Gloria lives in West Hempstead, NY with her husband. She is the proud mother of a daughter and a proud grandmother of two boys.
Born in Haifa and raised in Allentown, Pennsylvania in a Hebrew speaking home, Yael Smooha grew up enchanted by the stories of the Torah she learned as an Jewish Day School student, eventually taking on an observant lifestyle at the time of her Bat Mitzvah. Yael’s passion for Torah learning grew as an NCSYer, and after graduating Bruriah High School, Yael spent her post-high school years in the Breuers community of Washington Heights, studying as a seminary student and devoting her creative talents to teaching Judaic Studies to her fourth graders.
Heeding an inner call to expand her sphere, Yael earned a degree in Elementary education at Teachers College, Columbia University.
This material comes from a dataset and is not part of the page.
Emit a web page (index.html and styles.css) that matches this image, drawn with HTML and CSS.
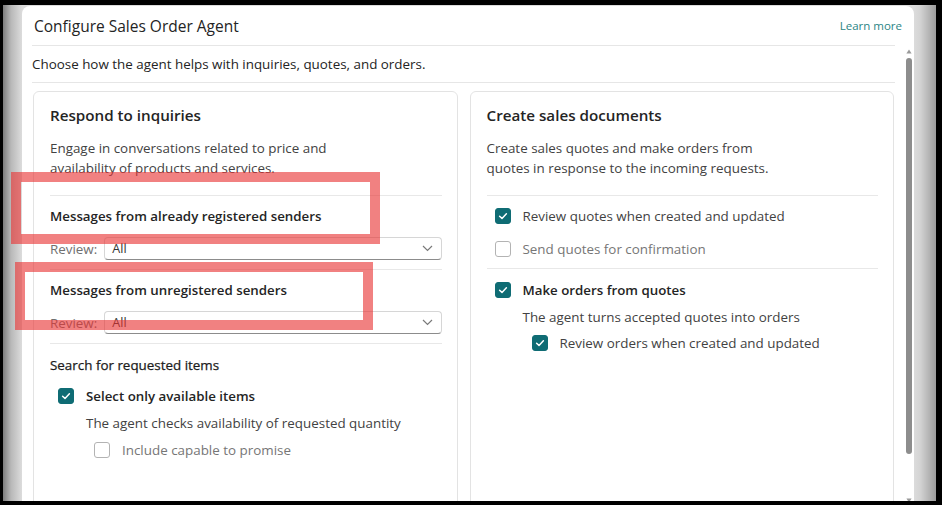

As a public school teacher she worked alongside with artists to engage inner city students in yoga, cooking, and art to improve their academic performance. Ultimately, the longing to teach what was closest to her heart drew her to serve as a Jewish educator first in the elementary grades at the Solomon Schechter School of Manhattan and subsequently at the middle school level at the Solomon Schechter School of Westchester.
Throughout her teaching career, Yael has reveled in the power of the arts to spark imagination and deepen her students’ thinking around their textual learning, engaging her learners in activities involving improvisation, songwriting, movement, and journal-writing. Experiencing the effect of the palpable effect of the arts on all of her students has moved Yael to consider ways in which to bring more art and spirituality into Jewish practice. As a Maharat student, Yael is excited about expanding her own understanding of spirituality and bringing these gifts to her future congregants.
Yael currently lives in Teaneck, NJ with her husband, children, and stepchildren.